Old mining town elects Muslim mayor

GRANITE FALLS, Wash.—Granite Falls residents are suspicious of any newcomers, let alone a Muslim native of Pakistan who moved to this rugged, blue-collar mining town to open his own bar.

But 54-year-old Haroon Saleem has thrived, winning over the town with hard work and an easy smile. He has become so popular that, on Nov. 3, he won the mayor’s job in a landslide, getting 61 percent of the more than 800 votes cast—a result that residents say would have been inconceivable not long ago.

“In the old Granite Falls, there were no minorities. It was a rough, rough, logging town. Any outsider, whether a minority or somebody from Everett, was the same. It was very difficult to be accepted in this town,” said Sharon Ashton, a close confidant of Saleem.

Saleem said he was nervous about being accepted, and hired a white assistant manager to ease local concerns when he opened his bar in 2000.

But he was embraced virtually from the start.

“That tells you how good and great of a community Granite Falls is,” he says with a slight accent. “They didn’t care ... I am who I am, and people love me for that, and I just love people. People know that I am smart, I am a businessman. In the big scheme of things, all these qualities have made me, got me to where I am today.”

After the Sept. 11 attacks, Saleem said community members reached out, letting him know he was one of them. No one seems to notice that his wife, Bushra, attends social events in a traditional shalwar dress.
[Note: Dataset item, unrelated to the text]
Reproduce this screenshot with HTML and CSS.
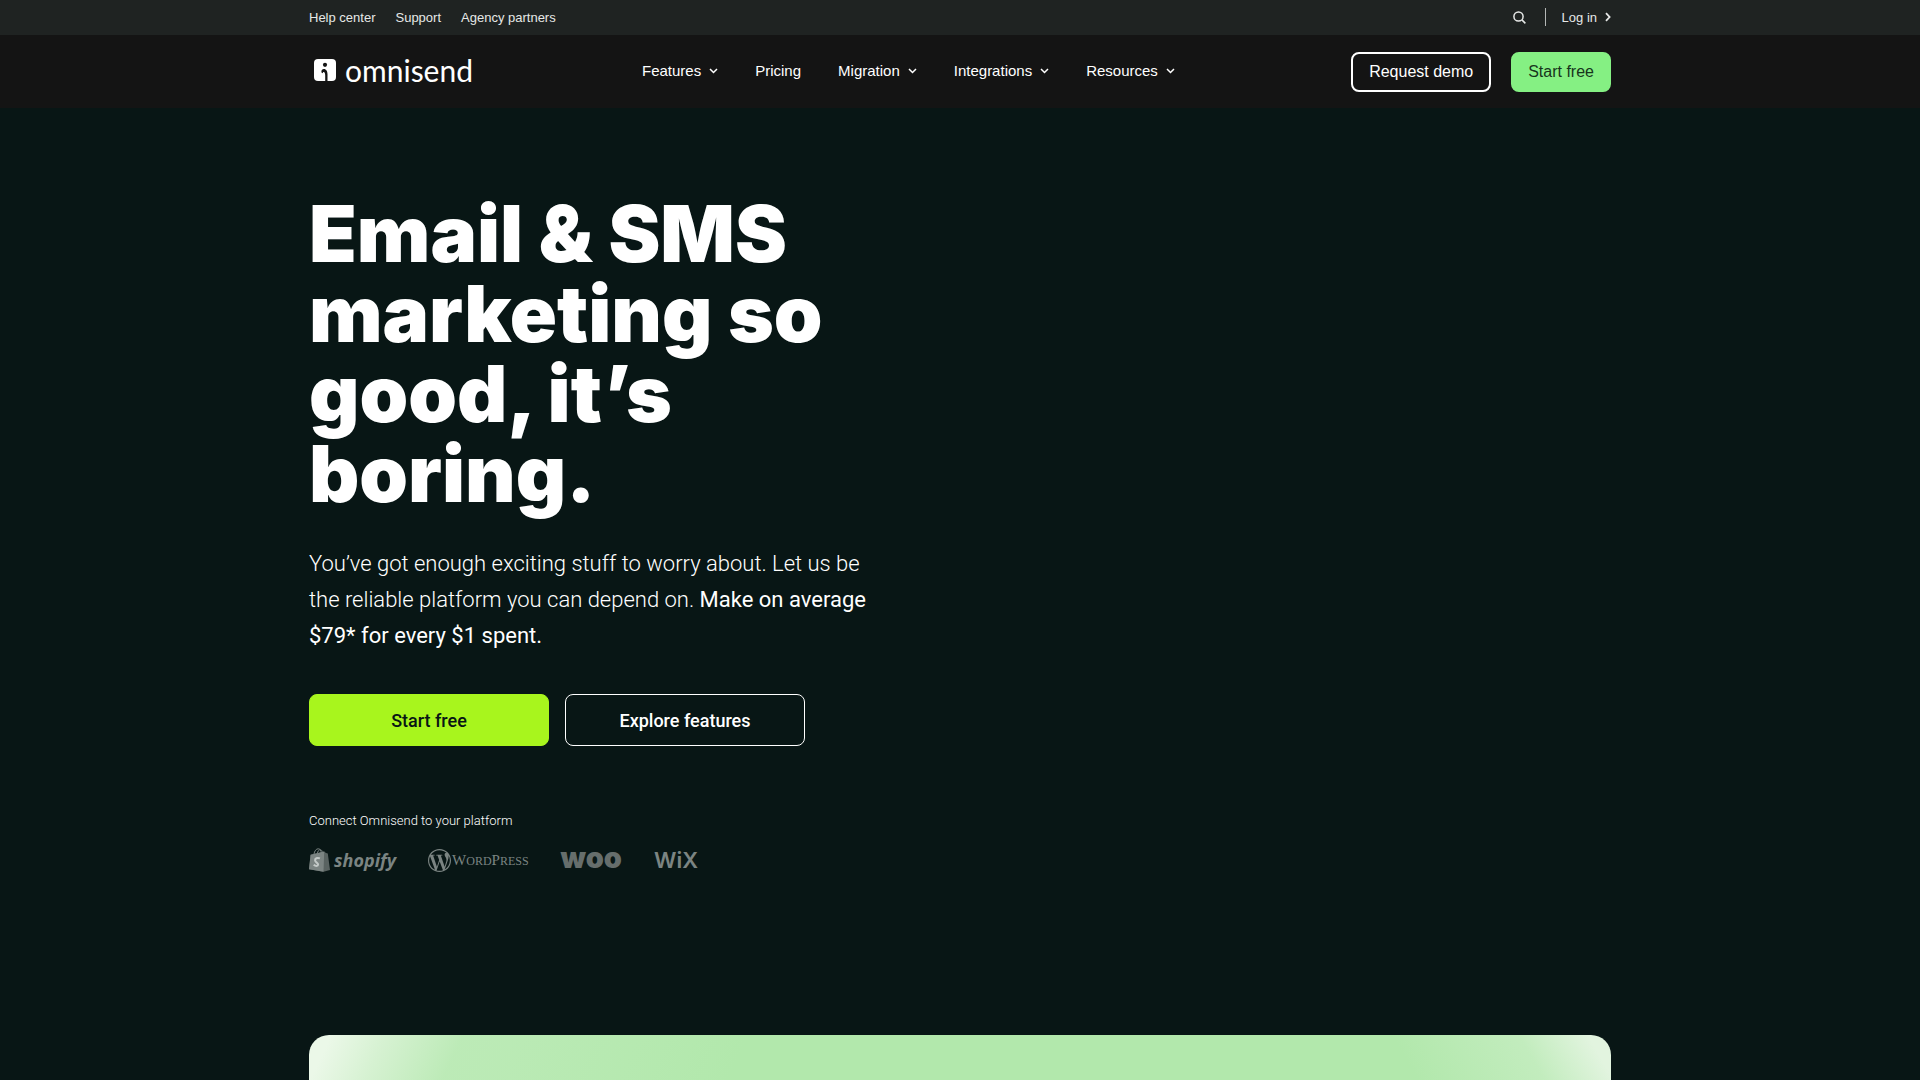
FILE: index.html
```html
<!DOCTYPE html>
<html lang="en">
<head>
  <meta charset="UTF-8" />
  <meta name="viewport" content="width=device-width, initial-scale=1.0" />
  <title>Omnisend: Email &amp; SMS marketing</title>
  <link rel="stylesheet" href="styles.css">
</head>
<body>
  <div class="topbar">
    <div class="container topbar-inner">
      <nav class="topbar-links">
        <a href="#">Help center</a>
        <a href="#">Support</a>
        <a href="#">Agency partners</a>
      </nav>
      <div class="topbar-right">
        <button class="search-button" type="button" aria-label="Search">
          <svg width="13" height="13" viewBox="0 0 13 13" fill="none" stroke="currentColor" stroke-width="1.5">
            <circle cx="5.5" cy="5.5" r="4.6" />
            <path d="M8.9 8.9l3.5 3.5" />
          </svg>
        </button>
        <a class="login" href="#">Log in
          <svg width="6" height="10" viewBox="0 0 6 10" fill="none" stroke="currentColor" stroke-width="1.8">
            <path d="M1 1.2L4.6 5 1 8.8" />
          </svg>
        </a>
      </div>
    </div>
  </div>

  <header class="header">
    <div class="container header-inner">
      <a class="logo" href="#">
        <svg width="22" height="22" viewBox="0 0 22 22">
          <rect width="22" height="22" rx="4" fill="#fff" />
          <circle cx="11" cy="5.8" r="2.1" fill="#141414" />
          <path d="M7.4 12.6c0-1.4 1-2.5 2.4-2.5 2.5 0 3.7 2.4 3.7 5.2V22h-2.3v-5.5c0-2.2-.5-3.6-1.6-3.6-.6 0-.8.6-.8 1.3-.9 0-1.400-.7-1.400-1.600z" fill="#141414" />
        </svg>
        <span>omnisend</span>
      </a>

      <nav class="menu">
        <a href="#">Features <svg class="chevron" viewBox="0 0 9 6"><path d="M1 1l3.5 3.5L8 1" /></svg></a>
        <a href="#">Pricing</a>
        <a href="#">Migration <svg class="chevron" viewBox="0 0 9 6"><path d="M1 1l3.5 3.5L8 1" /></svg></a>
        <a href="#">Integrations <svg class="chevron" viewBox="0 0 9 6"><path d="M1 1l3.5 3.5L8 1" /></svg></a>
        <a href="#">Resources <svg class="chevron" viewBox="0 0 9 6"><path d="M1 1l3.5 3.5L8 1" /></svg></a>
      </nav>

      <div class="header-buttons">
        <button class="btn-demo" type="button">Request demo</button>
        <button class="btn-start" type="button">Start free</button>
      </div>
    </div>
  </header>

  <main class="container">
    <section class="hero">
      <h1>Email &amp; SMS<br>marketing so<br>good, it’s<br>boring.</h1>
      <p class="lead">You’ve got enough exciting stuff to worry about. Let us be the reliable platform you can depend on. <strong>Make on average $79* for every $1 spent.</strong></p>
      <div class="hero-buttons">
        <button class="btn-primary" type="button">Start free</button>
        <button class="btn-outline" type="button">Explore features</button>
      </div>
      <p class="connect">Connect Omnisend to your platform</p>
      <div class="platforms">
        <div class="platform shopify">
          <svg width="21" height="24" viewBox="0 0 21 24">
            <path d="M1.6 6.8L15.2 3.6 17 5l1.800.5L21 22l-6.5 1.8L0 21.2z" fill="#596361" />
            <path d="M1.6 6.8L15.2 3.6l-.7 20.2L0 21.2z" fill="#7b8482" />
            <path d="M4.9 6.4C5.4 3 7.2.8 9.2.8s3 2 3.1 4.2M8.3 5.7C8.600 3.300 10 1.500 11.400 1.700c1.300.2 1.900 1.500 2 2.600" fill="none" stroke="#7b8482" stroke-width="1" />
            <path d="M10.9 10.4c-2.600-1.200-5.100 0-4.800 2.200.3 2 3.200 2.100 3 4.100-.2 1.800-2.700 1.500-4.400.1" fill="none" stroke="#c3c9c7" stroke-width="2" />
          </svg>
          <span>shopify</span>
        </div>
        <div class="platform wordpress">
          <svg width="23" height="23" viewBox="0 0 24 24" fill="currentColor">
            <path d="M21.469 6.825c.84 1.537 1.318 3.3 1.318 5.175 0 3.979-2.156 7.456-5.363 9.325l3.295-9.527c.615-1.54.82-2.771.82-3.864 0-.405-.026-.78-.07-1.11m-7.981.105c.647-.03 1.232-.105 1.232-.105.582-.075.514-.93-.067-.899 0 0-1.755.135-2.88.135-1.064 0-2.85-.15-2.85-.15-.585-.03-.661.855-.075.885 0 0 .54.061 1.125.09l1.68 4.605-2.37 7.08L5.354 6.9c.649-.03 1.234-.1 1.234-.1.585-.075.516-.93-.065-.896 0 0-1.746.138-2.874.138-.2 0-.438-.008-.69-.015C4.911 3.15 8.235 1.215 12 1.215c2.809 0 5.365 1.072 7.286 2.833-.046-.003-.091-.009-.141-.009-1.06 0-1.812.923-1.812 1.914 0 .89.513 1.643 1.06 2.531.411.72.89 1.643.89 2.977 0 .915-.354 1.994-.821 3.479l-1.075 3.585-3.9-11.61.001.014zM12 22.784c-1.059 0-2.081-.153-3.048-.437l3.237-9.406 3.315 9.087c.024.053.05.101.078.149-1.12.393-2.325.609-3.582.609M1.211 12c0-1.564.336-3.05.935-4.39L7.29 21.709C3.694 19.96 1.212 16.271 1.211 12M12 0C5.385 0 0 5.385 0 12s5.385 12 12 12 12-5.385 12-12S18.615 0 12 0" />
          </svg>
          <span>W<small>ORD</small>P<small>RESS</small></span>
        </div>
        <div class="platform woo">woo</div>
        <div class="platform wix">WiX</div>
      </div>
    </section>
  </main>

  <div class="container panel-wrap">
    <div class="panel"></div>
  </div>
</body>
</html>
```
FILE: styles.css
```css
* {
  box-sizing: border-box;
}

body {
  margin: 0;
  min-height: 100vh;
  display: flex;
  flex-direction: column;
  background-color: #081615;
  color: #fff;
  font-family: Roboto, sans-serif;
}

a {
  color: inherit;
  text-decoration: none;
}

button {
  cursor: pointer;
}

svg {
  flex-shrink: 0;
}

.container {
  width: 100%;
  max-width: 1302px;
  margin: 0 auto;
}

/* Top bar */
.topbar {
  background-color: #1f2322;
  color: #e6e8e7;
  font-family: "Liberation Sans", sans-serif;
  font-size: 13px;
  line-height: 15px;
}

.topbar-inner {
  display: flex;
  justify-content: space-between;
  align-items: center;
  height: 35px;
  padding-bottom: 1px;
}

.topbar-links {
  display: flex;
  gap: 20px;
}

.topbar-right {
  display: flex;
  align-items: center;
  gap: 19px;
}

.search-button {
  display: flex;
  padding: 0;
  border: 0;
  background: none;
  color: inherit;
}

.login {
  display: flex;
  align-items: center;
  gap: 8px;
  height: 18px;
  padding-left: 16px;
  border-left: 1px solid #b4b7b6;
}

/* Header */
.header {
  background-color: #141414;
  font-family: "Liberation Sans", sans-serif;
}

.header-inner {
  display: flex;
  align-items: center;
  height: 73px;
}

.logo {
  display: flex;
  flex: 0 0 333px;
  align-items: center;
  gap: 9px;
  padding: 0 0 4px 5px;
  font-family: Lato, sans-serif;
  font-size: 30px;
  line-height: 34px;
}

.menu {
  display: flex;
  gap: 37px;
  padding-bottom: 2px;
  font-size: 15px;
}

.menu a {
  display: flex;
  align-items: center;
  gap: 8px;
}

.chevron {
  width: 9px;
  height: 6px;
  fill: none;
  stroke: #fff;
  stroke-width: 1.5;
}

.header-buttons {
  display: flex;
  gap: 20px;
  margin-left: auto;
}

.btn-demo,
.btn-start {
  height: 40px;
  padding: 0 16px;
  border: 2px solid #fff;
  border-radius: 8px;
  background: none;
  color: #fff;
  font-family: inherit;
  font-size: 16px;
}

.btn-start {
  padding: 0 15px;
  border-color: #85f083;
  background-color: #85f083;
  color: #17351c;
}

/* Hero */
.hero {
  max-width: 560px;
  padding: 86px 0 163px;
}

h1 {
  margin: 0 0 32px;
  font-family: Inter, sans-serif;
  font-size: 78px;
  font-weight: 900;
  line-height: 80px;
}

.lead {
  margin: 0 0 40px;
  font-size: 22px;
  font-weight: 300;
  line-height: 36px;
}

.lead strong {
  font-weight: 400;
}

.hero-buttons {
  display: flex;
  gap: 16px;
}

.btn-primary,
.btn-outline {
  width: 240px;
  height: 52px;
  border: 1px solid #fff;
  border-radius: 8px;
  background: none;
  color: #fff;
  font-family: inherit;
  font-size: 18px;
  font-weight: 500;
}

.btn-primary {
  border-color: #a8f51d;
  background-color: #a8f51d;
  color: #081615;
}

.connect {
  margin: 66px 0 18px;
  font-size: 13px;
  font-weight: 300;
  line-height: 18px;
}

.platforms {
  display: flex;
  align-items: center;
  gap: 32px;
  height: 24px;
  color: #7b8482;
}

.platform {
  display: flex;
  align-items: center;
  line-height: 24px;
}

.shopify {
  gap: 4px;
  font-family: "Open Sans", sans-serif;
  font-size: 18px;
  font-style: italic;
  font-weight: 700;
}

.wordpress {
  gap: 1px;
  font-family: "Liberation Serif", serif;
  font-size: 15px;
}

.wordpress small {
  font-size: 12px;
}

.woo {
  padding-bottom: 4px;
  color: #666e6c;
  font-family: Inter, sans-serif;
  font-size: 29px;
  font-weight: 900;
}

.wix {
  font-family: Inter, sans-serif;
  font-size: 22px;
  font-weight: 600;
}

/* Panel below the hero */
.panel-wrap {
  display: flex;
  flex: 1;
}

.panel {
  flex: 1;
  min-height: 45px;
  border-radius: 20px 20px 0 0;
  background:
    linear-gradient(115deg, #ebf8e8 20px, rgba(220, 243, 216, 0.85) 70px, rgba(195, 236, 190, 0.6) 140px, rgba(178, 232, 172, 0) 400px),
    linear-gradient(240deg, #e2f4df 20px, rgba(205, 239, 201, 0.6) 80px, rgba(178, 232, 172, 0) 190px),
    #b2e8ac;
}
```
Perhaps it helps that he owns one of the local watering holes, Saleem laughs. He admits that running the Timberline Cafe, with beer ads plastered everywhere, is not exactly a pious following of Islam, which forbids alcohol consumption. But Saleem’s story isn’t typical.

He emigrated from Rawalpindi, a city next to Islamabad, Pakistan’s capital—where his father’s business tanked and family feuds were a constant worry—to work in Iran as a seaman and then to the U.S. in 1979 on a visitor visa. When the visa expired, he decided to risk staying in the country.